• **WORK TO COMPLETE**:
In your copy, include every line of the listing below exactly but none of the pictures.

____ AVAILABLE DATA

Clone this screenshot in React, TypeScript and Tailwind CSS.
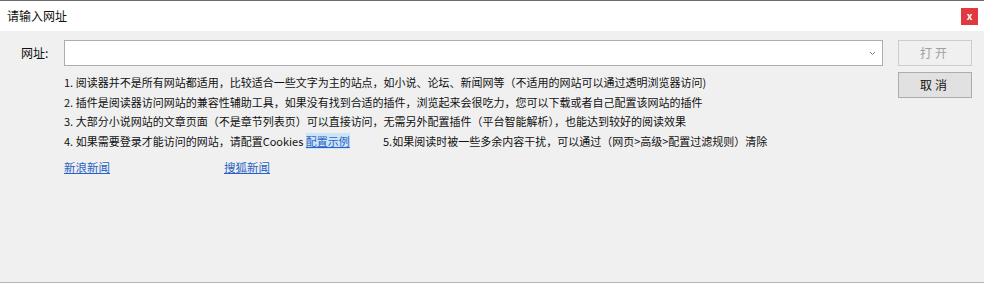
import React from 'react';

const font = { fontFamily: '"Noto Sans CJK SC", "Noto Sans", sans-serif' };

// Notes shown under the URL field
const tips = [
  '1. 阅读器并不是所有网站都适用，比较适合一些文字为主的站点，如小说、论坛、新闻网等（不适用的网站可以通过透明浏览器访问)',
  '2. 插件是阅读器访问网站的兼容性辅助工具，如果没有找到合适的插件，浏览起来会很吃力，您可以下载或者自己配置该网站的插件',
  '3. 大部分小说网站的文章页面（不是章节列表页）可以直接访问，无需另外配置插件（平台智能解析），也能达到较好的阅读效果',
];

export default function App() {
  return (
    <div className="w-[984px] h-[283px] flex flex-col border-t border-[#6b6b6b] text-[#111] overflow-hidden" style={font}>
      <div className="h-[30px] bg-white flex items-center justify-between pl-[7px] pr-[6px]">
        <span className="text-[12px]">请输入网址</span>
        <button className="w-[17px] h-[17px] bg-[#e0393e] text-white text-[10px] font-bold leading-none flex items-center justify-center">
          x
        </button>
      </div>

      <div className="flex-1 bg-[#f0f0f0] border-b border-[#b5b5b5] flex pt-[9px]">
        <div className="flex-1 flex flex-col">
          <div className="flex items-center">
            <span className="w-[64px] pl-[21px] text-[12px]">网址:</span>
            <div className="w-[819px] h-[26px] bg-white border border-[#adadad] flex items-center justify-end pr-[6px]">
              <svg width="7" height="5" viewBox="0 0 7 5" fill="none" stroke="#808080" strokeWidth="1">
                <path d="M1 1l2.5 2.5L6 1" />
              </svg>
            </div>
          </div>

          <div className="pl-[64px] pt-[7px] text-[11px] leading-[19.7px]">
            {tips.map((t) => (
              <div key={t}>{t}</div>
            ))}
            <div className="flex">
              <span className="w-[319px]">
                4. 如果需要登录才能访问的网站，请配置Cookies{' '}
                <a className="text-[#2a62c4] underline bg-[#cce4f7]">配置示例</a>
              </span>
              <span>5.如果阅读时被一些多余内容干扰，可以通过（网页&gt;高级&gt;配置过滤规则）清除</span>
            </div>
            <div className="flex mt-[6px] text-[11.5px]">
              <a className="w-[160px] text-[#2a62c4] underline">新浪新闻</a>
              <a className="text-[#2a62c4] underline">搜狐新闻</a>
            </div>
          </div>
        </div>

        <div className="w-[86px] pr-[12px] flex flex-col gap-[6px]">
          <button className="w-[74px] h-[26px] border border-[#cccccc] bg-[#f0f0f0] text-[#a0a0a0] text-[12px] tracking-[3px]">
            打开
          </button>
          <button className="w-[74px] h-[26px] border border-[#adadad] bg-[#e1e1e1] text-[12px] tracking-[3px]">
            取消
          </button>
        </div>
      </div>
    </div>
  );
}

________

• **CORRECT ANSWER**:
Clone this screenshot in React, TypeScript and Tailwind CSS.
import React from 'react';

const font = { fontFamily: '"Noto Sans CJK SC", "Noto Sans", sans-serif' };

// Notes shown under the URL field
const tips = [
  '1. 阅读器并不是所有网站都适用，比较适合一些文字为主的站点，如小说、论坛、新闻网等（不适用的网站可以通过透明浏览器访问)',
  '2. 插件是阅读器访问网站的兼容性辅助工具，如果没有找到合适的插件，浏览起来会很吃力，您可以下载或者自己配置该网站的插件',
  '3. 大部分小说网站的文章页面（不是章节列表页）可以直接访问，无需另外配置插件（平台智能解析），也能达到较好的阅读效果',
];

export default function App() {
  return (
    <div className="w-[984px] h-[283px] flex flex-col border-t border-[#6b6b6b] text-[#111] overflow-hidden" style={font}>
      <div className="h-[30px] bg-white flex items-center justify-between pl-[7px] pr-[6px]">
        <span className="text-[12px]">请输入网址</span>
        <button className="w-[17px] h-[17px] bg-[#e0393e] text-white text-[10px] font-bold leading-none flex items-center justify-center">
          x
        </button>
      </div>

      <div className="flex-1 bg-[#f0f0f0] border-b border-[#b5b5b5] flex pt-[9px]">
        <div className="flex-1 flex flex-col">
          <div className="flex items-center">
            <span className="w-[64px] pl-[21px] text-[12px]">网址:</span>
            <div className="w-[819px] h-[26px] bg-white border border-[#adadad] flex items-center justify-end pr-[6px]">
              <svg width="7" height="5" viewBox="0 0 7 5" fill="none" stroke="#808080" strokeWidth="1">
                <path d="M1 1l2.5 2.5L6 1" />
              </svg>
            </div>
          </div>

          <div className="pl-[64px] pt-[7px] text-[11px] leading-[19.7px]">
            {tips.map((t) => (
              <div key={t}>{t}</div>
            ))}
            <div className="flex">
              <span className="w-[319px]">
                4. 如果需要登录才能访问的网站，请配置Cookies{' '}
                <a className="text-[#2a62c4] underline bg-[#cce4f7]">配置示例</a>
              </span>
              <span>5.如果阅读时被一些多余内容干扰，可以通过（网页&gt;高级&gt;配置过滤规则）清除</span>
            </div>
            <div className="flex mt-[6px] text-[11.5px]">
              <a className="w-[160px] text-[#2a62c4] underline">新浪新闻</a>
              <a className="text-[#2a62c4] underline">搜狐新闻</a>
            </div>
          </div>
        </div>

        <div className="w-[86px] pr-[12px] flex flex-col gap-[6px]">
          <button className="w-[74px] h-[26px] border border-[#cccccc] bg-[#f0f0f0] text-[#a0a0a0] text-[12px] tracking-[3px]">
            打开
          </button>
          <button className="w-[74px] h-[26px] border border-[#adadad] bg-[#e1e1e1] text-[12px] tracking-[3px]">
            取消
          </button>
        </div>
      </div>
    </div>
  );
}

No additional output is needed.